Kizer spent two years in jail before she was released in June 2020 after community groups raised her $400,000 bail.
Her attorneys planned to invoke the sex trafficking immunity law at trial but Kenosha County Circuit Judge David Wilk refused to allow it, finding immunity extends only to trafficking-related charges, such as restraining someone, extortion, sex acts or slave labor.
Kizer's attorney, public defender Katie York, persuaded a state appellate court to overturn Wilk's ruling this past June. That court found that immunity applies to any offense that is a direct result of being trafficked.

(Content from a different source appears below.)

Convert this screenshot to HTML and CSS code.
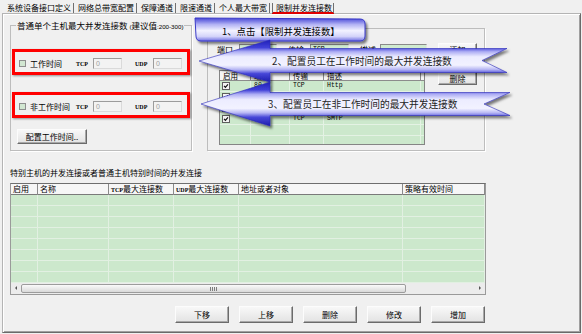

The state Department of Justice appealed to the state Supreme Court. Assistant Attorney General Timothy Barber argued in briefs that the shooting wasn't a direct result of trafficking because it was premeditated. The day before Volar was killed Kizer texted a friend saying “I'm going to get a BMW” and told her boyfriend she intended to shoot Volar, the prosecutor argued. Kizer's argument that she shot Volar to escape a sexual assault holds no water since she shot him while he was sitting in a chair, Barber added.
“Kizer is asking this Court to interpret (the immunity law) in a manner that creates a broader defense based on trafficking status than someone could assert in any other self-defense context,” Barber wrote.
York declined to comment for this story. But she argued in briefs that Wilk's interpretation of the immunity statutes undermines the purpose of the law and Kizer should be allowed to make her case at trial.
Kate Mogulescu, an associate professor of clinical law at Brooklyn Law School who specializes in sex trafficking laws and consulted with one of the parties that filed briefs supporting Kizer, said in a telephone interview that it should be an easy call for the Supreme Court to let a jury consider the context surrounding Volar's death.
“Somehow when it's a trafficking victim that's trying to provide additional information and context to what happened in their case, that shouldn't be allowed? That doesn't make any sense," Mogulescu said.